Dès lors, comment le chrétien ne serait-il point participant à la royauté de son Maître ? Il possède, en réalité, toutes choses. Car on possède ce que l’on peut utiliser ; tandis que, malgré les actes notariés, on ne possède pas, effectivement, une mine de charbon, si l’on n’a pas les moyens de l’exploiter. De même, bien que le flux et le reflux des marées constituent une source intarissable d’énergie motrice, l’humanité ne possédera point cette force, qui est à elle, aussi longtemps qu’elle ne saura pas la capter. Quand l’apôtre affirme que l’univers entier rentre dans le patrimoine du chrétien, il exprime donc cette vérité élémentaire que le chrétien seul sait discerner ici-bas, à travers la poussière et le tumulte des évènements, le sens caché des choses, leur providentielle utilité et leur signification éternelle.

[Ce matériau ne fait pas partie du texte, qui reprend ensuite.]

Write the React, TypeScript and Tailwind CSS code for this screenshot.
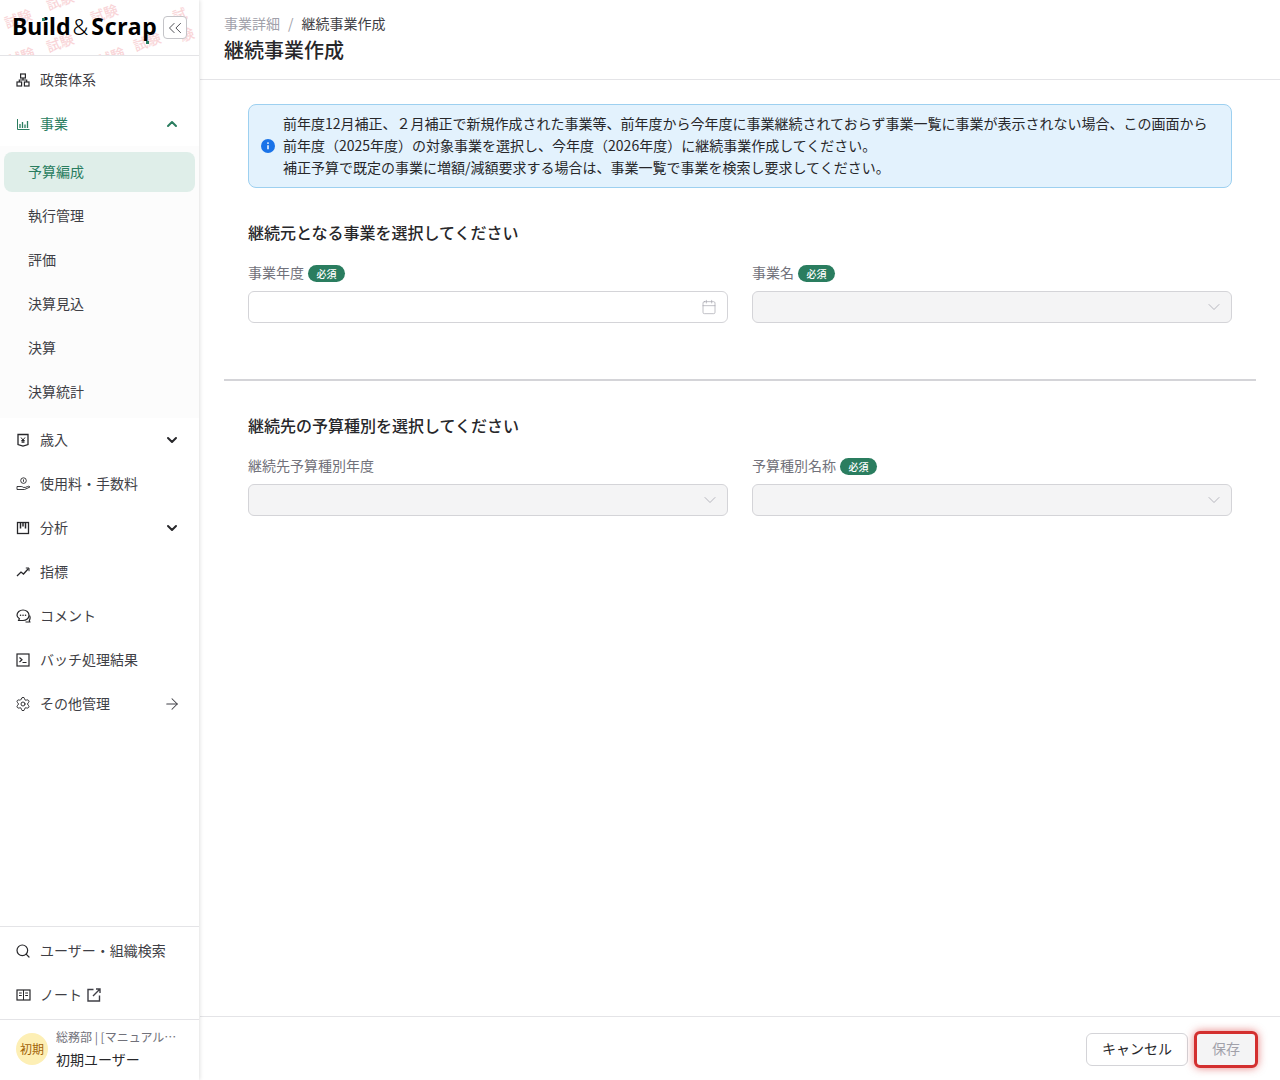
import React from 'react';
import {
  ChevronUp,
  ChevronDown,
  ChevronsLeft,
  ArrowRight,
  Search,
  Settings,
  Calendar,
} from 'lucide-react';

const TreeIcon = () => (
  <svg width="14" height="14" viewBox="0 0 14 14" fill="none" stroke="currentColor" strokeWidth="1.2">
    <rect x="4.6" y="1" width="4.8" height="4" />
    <rect x="1" y="9" width="4.6" height="4" />
    <rect x="8.4" y="9" width="4.6" height="4" />
    <path d="M7 5v2H3.3v2M7 7h3.7v2" />
  </svg>
);

const BarIcon = () => (
  <svg width="14" height="14" viewBox="0 0 14 14" fill="none" stroke="currentColor" strokeWidth="1">
    <path d="M1.5 2v10.500h12" />
    <path d="M4 11V7M6.500 11V5M9 11V7.500M11.500 11V4" strokeWidth="1.300" />
  </svg>
);

const YenIcon = () => (
  <svg width="14" height="14" viewBox="0 0 14 14" fill="none" stroke="currentColor" strokeWidth="1.300">
    <path d="M2 1.500h10v10L7 13 2 11.500z" />
    <path d="M5 4.500l2 2.500 2-2.500M7 7v3M5.300 7.500h3.400M5.300 9h3.400" strokeWidth="1" />
  </svg>
);

const HandIcon = () => (
  <svg width="15" height="14" viewBox="0 0 15 14" fill="none" stroke="currentColor" strokeWidth="0.900">
    <circle cx="7.500" cy="3.600" r="2.800" />
    <path d="M7.500 2.400v2.400" />
    <path d="M1 9.500h4.200c1 0 1.400.4 2 .9h2.200M1 9.500v3h7.500l5.500-2.500c-.6-.9-1.500-.9-2.500-.5l-2.100.9" />
  </svg>
);

const BoardIcon = () => (
  <svg width="14" height="14" viewBox="0 0 14 14" fill="none" stroke="currentColor" strokeWidth="1.300">
    <rect x="1.500" y="1.500" width="11" height="11" />
    <path d="M4.500 2v5.500M7 2v3.500M9.500 2v5.500" strokeWidth="1.500" />
  </svg>
);

const TrendIcon = () => (
  <svg width="14" height="14" viewBox="0 0 14 14" fill="none" stroke="currentColor" strokeWidth="1.300">
    <path d="M1 11l4-4 2.500 2L12.500 3.500" />
    <path d="M9.800 3h3.200v3.200" strokeWidth="1" />
  </svg>
);

const CommentIcon = () => (
  <svg width="15" height="14" viewBox="0 0 15 14" fill="none" stroke="currentColor" strokeWidth="1.200">
    <path d="M7 1c3.300 0 6 2.300 6 5.300 0 3-2.700 5.200-6 5.200H2.600l.8-1.700C2 8.800 1 7.700 1 6.300 1 3.300 3.700 1 7 1z" />
    <path d="M13.500 6.500c.6 1 .6 3.500-.2 5l.5 1.500H9.500" />
    <path d="M4.500 6.300h.1M7 6.300h.1M9.500 6.300h.1" strokeWidth="1.500" strokeLinecap="round" />
  </svg>
);

const TerminalIcon = () => (
  <svg width="14" height="14" viewBox="0 0 14 14" fill="none" stroke="currentColor" strokeWidth="1.200">
    <rect x="1" y="1" width="12" height="12" />
    <path d="M3.500 4.500L6 6.800 3.500 9M6.500 9.500h4" />
  </svg>
);

const NoteIcon = () => (
  <svg width="15" height="12" viewBox="0 0 15 12" fill="none" stroke="currentColor" strokeWidth="1.200">
    <rect x="1" y="1" width="13" height="10" />
    <path d="M7.500 1v10M3 4h2.800M3 6.500h2.800M9.200 4H12M9.200 6.500H12" strokeWidth="1" />
  </svg>
);

const ExternalIcon = () => (
  <svg width="14" height="14" viewBox="0 0 14 14" fill="none" stroke="currentColor" strokeWidth="1.400" className="ml-[5px]">
    <path d="M6.500 1.500H1v11.500h11.500V7.500" />
    <path d="M6 8l6.500-6.500M9 1h4v4" />
  </svg>
);

const InfoDot = () => (
  <svg width="14" height="14" viewBox="0 0 14 14" className="shrink-0 mr-[8px]">
    <circle cx="7" cy="7" r="7" fill="#1a73e8" />
    <path d="M7 6.300v4" stroke="white" strokeWidth="1.500" />
    <circle cx="7" cy="4.100" r="0.900" fill="white" />
  </svg>
);

const Logo = () => (
  <div className="relative flex items-baseline text-[23px] leading-none font-bold text-black font-['Noto_Sans'] -mt-[2px]">
    <span>Build</span>
    <span className="font-light text-[22px] ml-[2px] mr-[3px]">&amp;</span>
    <span className="tracking-[0.7px]">Scrap</span>
    <span className="absolute left-[30px] top-[3px] w-[3px] h-[3px] bg-[#2a7d5f]" />
    <span className="absolute left-[134px] top-[26px] w-[3px] h-[3px] bg-[#2a7d5f]" />
  </div>
);

const marks = [
  'left-[4px] top-[8px]', 'left-[90px] top-[3px]', 'left-[176px] top-[2px]', 'left-[133px] top-[31px]',
  'left-[46px] top-[32px]', 'left-[7px] top-[46px]', 'left-[97px] top-[46px]', 'left-[46px] top-[-10px]',
];

const NavItem = ({ icon, label, right, color }: { icon: React.ReactNode; label: string; right?: React.ReactNode; color?: string }) => (
  <div className={`h-[44px] flex items-center pl-[15px] pr-[19px] text-[14px] ${color || 'text-[#3f3f46]'}`}>
    <span className={`w-[16px] mr-[9px] flex justify-center ${color ? '' : 'text-[#27272a]'}`}>{icon}</span>
    <span className="flex-1 pb-[2px]">{label}</span>
    {right}
  </div>
);

const Required = () => (
  <span className="ml-[4px] mt-[2px] inline-flex items-center justify-center w-[37px] h-[17px] rounded-full bg-[#2a7d5f] text-white text-[10px] font-medium">必須</span>
);

const Field = ({ label, required, disabled, icon }: { label: string; required?: boolean; disabled?: boolean; icon: React.ReactNode }) => (
  <div className="flex-1">
    <div className="h-[22px] flex items-center text-[14px] text-[#71717a] mb-[7px] pb-[2px]">
      {label}
      {required && <Required />}
    </div>
    <div className={`h-[32px] rounded-[6px] border border-[#d4d4d8] flex items-center justify-end pr-[7px] text-[#a1a1aa] ${disabled ? 'bg-[#f4f4f5]' : 'bg-white'}`}>
      {icon}
    </div>
  </div>
);

const Chevron = () => <ChevronDown size={20} strokeWidth={0.9} />;

export default function App() {
  const sub = ['執行管理', '評価', '決算見込', '決算', '決算統計'];
  return (
    <div className="h-[1080px] w-[1280px] flex bg-white overflow-hidden font-['Noto_Sans_CJK_JP','Noto_Sans',sans-serif]">
      {/* Sidebar */}
      <aside className="w-[199px] shrink-0 flex flex-col bg-white shadow-[1px_0_4px_rgba(0,0,0,0.12)] z-10">
        <div className="relative h-[56px] shrink-0 border-b border-[#e4e4e7] overflow-hidden flex items-center justify-between pl-[12px] pr-[12px]">
          {marks.map((m) => (
            <span key={m} className={`absolute ${m} -rotate-[20deg] text-[14px] font-medium text-[#f9d5d8]`}>試験</span>
          ))}
          <Logo />
          <button className="relative w-[24px] h-[23px] flex items-center justify-center rounded-[4px] border border-[#c4c4c8] bg-white text-[#3f3f46]">
            <ChevronsLeft size={22} strokeWidth={1} />
          </button>
        </div>

        <nav className="flex-1 pt-[2px]">
          <NavItem icon={<TreeIcon />} label="政策体系" />
          <NavItem icon={<BarIcon />} label="事業" color="text-[#2a7d5f]" right={<ChevronUp size={16} strokeWidth={3} />} />
          <div className="pb-[4px] bg-[#fcfcfc]">
            <div className="pt-[6px] px-[4px]">
              <div className="h-[40px] rounded-[8px] bg-[#dfeee9] text-[#2a7d5f] text-[14px] flex items-center pl-[24px] pb-[2px] mb-[2px]">予算編成</div>
            </div>
            {sub.map((s) => (
              <div key={s} className="h-[44px] flex items-center pl-[28px] pb-[2px] text-[14px] text-[#3f3f46]">{s}</div>
            ))}
          </div>
          <NavItem icon={<YenIcon />} label="歳入" right={<ChevronDown size={16} strokeWidth={3} className="text-[#27272a]" />} />
          <NavItem icon={<HandIcon />} label="使用料・手数料" />
          <NavItem icon={<BoardIcon />} label="分析" right={<ChevronDown size={16} strokeWidth={3} className="text-[#27272a]" />} />
          <NavItem icon={<TrendIcon />} label="指標" />
          <NavItem icon={<CommentIcon />} label="コメント" />
          <NavItem icon={<TerminalIcon />} label="バッチ処理結果" />
          <NavItem icon={<Settings size={16} strokeWidth={1.4} />} label="その他管理" right={<ArrowRight size={18} strokeWidth={1.4} className="-mr-[1px]" />} />
        </nav>

        <div className="border-t border-[#e4e4e7] pt-[2px] pb-[2px]">
          <NavItem icon={<Search size={16} strokeWidth={1.8} />} label="ユーザー・組織検索" />
          <div className="h-[44px] flex items-center pl-[15px] text-[14px] text-[#3f3f46]">
            <span className="w-[16px] mr-[9px] flex justify-center text-[#27272a]"><NoteIcon /></span>
            <span className="pb-[2px]">ノート</span>
            <ExternalIcon />
          </div>
        </div>
        <div className="h-[61px] border-t border-[#e4e4e7] flex items-center pl-[16px] pb-[2px]">
          <div className="w-[32px] h-[32px] rounded-full bg-[#fdefb5] text-[#a16207] text-[12px] flex items-center justify-center">初期</div>
          <div className="ml-[8px] w-[124px]">
            <div className="text-[12px] leading-[20px] text-[#71717a] truncate">総務部 | [マニュアル確認用]</div>
            <div className="text-[14px] leading-[24px] text-[#27272a]">初期ユーザー</div>
          </div>
        </div>
      </aside>

      {/* Main */}
      <main className="flex-1 flex flex-col min-w-0 ml-[1px]">
        <header className="h-[80px] shrink-0 border-b border-[#e4e4e7] pl-[24px] pt-[12px]">
          <div className="flex items-center text-[14px] leading-[22px]">
            <span className="text-[#a1a1aa]">事業詳細</span>
            <span className="mx-[8px] text-[#a1a1aa]">/</span>
            <span className="text-[#3f3f46]">継続事業作成</span>
          </div>
          <h1 className="text-[20px] leading-[30px] font-medium text-[#27272a] mt-[1px]">継続事業作成</h1>
        </header>

        <div className="flex-1 px-[24px] pt-[24px]">
          <div className="mx-[24px] h-[84px] rounded-[8px] border border-[#9dd0f0] bg-[#e3f2fd] flex items-center pl-[12px] pr-[12px] text-[14px] leading-[22px] text-[#27272a]">
            <InfoDot />
            <div className="pb-[2px]">
              前年度12月補正、２月補正で新規作成された事業等、前年度から今年度に事業継続されておらず事業一覧に事業が表示されない場合、この画面から<br />
              前年度（2025年度）の対象事業を選択し、今年度（2026年度）に継続事業作成してください。<br />
              補正予算で既定の事業に増額/減額要求する場合は、事業一覧で事業を検索し要求してください。
            </div>
          </div>

          <section className="mx-[24px] pt-[32px] pb-[56px]">
            <h2 className="text-[16px] leading-[24px] font-medium text-[#27272a] mb-[18px]">継続元となる事業を選択してください</h2>
            <div className="flex gap-[24px]">
              <Field label="事業年度" required icon={<Calendar size={16} strokeWidth={1} className="mr-[3px]" />} />
              <Field label="事業名" required disabled icon={<Chevron />} />
            </div>
          </section>
          <div className="h-[2px] bg-[#d4d4d8]" />

          <section className="mx-[24px] pt-[32px]">
            <h2 className="text-[16px] leading-[24px] font-medium text-[#27272a] mb-[18px]">継続先の予算種別を選択してください</h2>
            <div className="flex gap-[24px]">
              <Field label="継続先予算種別年度" disabled icon={<Chevron />} />
              <Field label="予算種別名称" required disabled icon={<Chevron />} />
            </div>
          </section>
        </div>

        <footer className="h-[64px] shrink-0 border-t border-[#e4e4e7] flex items-center justify-end pr-[22px] pt-[2px]">
          <button className="w-[102px] h-[33px] rounded-[6px] border border-[#d4d4d8] bg-white text-[14px] text-[#27272a] pb-[2px]">キャンセル</button>
          <button className="ml-[6px] w-[64px] h-[37px] rounded-[6px] border-[3px] border-[#d32f2f] bg-[#f4f4f5] text-[14px] text-[#a1a1aa] pb-[2px] shadow-[0_0_8px_rgba(211,47,47,0.6)]">保存</button>
        </footer>
      </main>
    </div>
  );
}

A moi, disciple de Jésus-Christ, à moi ce qui est, le Réel. Que je pleure ou que saigne, que je me heurte aux pierres du chemin ou à la méchanceté des hommes, que je sois ou non énervé par les soucis quotidiens, par les vulgarités de l’existence, par la vanité de ce qui brille, par les hypocrisies et les lâchetés des faux dévots, quoiqu’il advienne, je surmonte les circonstances, et je vois toutes les forces de la nature et de l’histoire conspirer à mon service ; car le Calvaire est mon observatoire, et c’est du haut de la croix que je regarde. Par l’union avec le Crucifié, j’apprends à déchiffrer le livre mystérieux des douleurs humaines, j’apprends que, dans le vocabulaire de la Rédemption, défaite signifie victoire, ignominie signifie gloire, crucifixion signifie résurrection.

A moi, disciple de Jésus-Christ, à moi ce qui a été et ce qui sera, l’Indélébile et l’Inéluctable. Les incrédules ne savent pas ce que c’est que c’est que le déterminisme. Leur destinée, disent-ils, s’accomplira par le jeu nécessaire de quelque mécanisme aveugle ? Mais elle commence à peine, pour eux, avec le berceau, ou avec l’apparition antédiluvienne du premier système nerveux, antécédent primordial de leur cerceau, et leur destinée se termine déjà avec le tombeau. Au contraire, je prends conscience, moi chrétien, des indissolubles liens qui me rattachent au Père, dans le passé et dans l’avenir, en la personne de celui qui est « le même hier, aujourd’hui, éternellement », le Verbe, le Logos, la Raison, la Parole. Et j’ose affirmer que si je suis chrétien, le hasard n’en est nullement cause, ni les seules exhortations qui m’ont été prodiguées, ni les seules résolutions que j’ai formées, mais bien la suprême, et libre, et sage, et paternelle, et persévérante volonté du Dieu vivant. Je crois que l’Eternel m’a choisi éternellement. « En Christ, Dieu nous a élus avant la fondation du monde, pour que nous soyons saints et irrépréhensibles devant lui, nous ayant prédestinés, dans son amour, à être ses enfants d’adoption par Jésus-Christ ». L’assurance de mon élection en Jésus-Christ transforme donc en une glorieuse et miséricordieuse nécessité l’apparent fatalisme de ma destinée terrestre.

« Toutes choses sont à vous, et vous à Christ, et Christ à Dieu. » Il est à Dieu, voilà pourquoi il est Christ. A Dieu ! Tout est là, en un seul mot. C’est la pleine et limpide révélation du grand secret. Dès lors, comment le monde ne serait-il pas à nous, si nous sommes à Christ ?

C’était dans la baie de New-York, vers la fin d’une après-midi d’été. J’étais sur le pont d’un navire, à côté d’un jeune savant de la Sorbonne. Le ciel, ruisselant de lumière, se reflétait dans une immense étendue d’eau qui resplendissait comme un miroir. Sur cette mer de nacre et de cristal, les vaisseaux de toutes les nations évoluaient majestueusement, alourdis par les richesses de tous les peuples du monde. Et puis là-bas, au sortir de la baie, entraînant le regard de vague en vague, de flamme en flamme, jusqu’à l’horizon embrasé, l’océan sans limite ondulait lui-même à l’infini comme de l’or liquide. Nous contemplions, en extase. Soudain, mon compagnon, illuminé par une joie intérieure qui faisait pâlir ces splendeurs, s’écria d’une voix vibrante : « Tout cela est à moi, parce que tout cela est à mon Père ! »

Commentaire pratique, et véritablement inspiré, de la parole insondable de l’apôtre.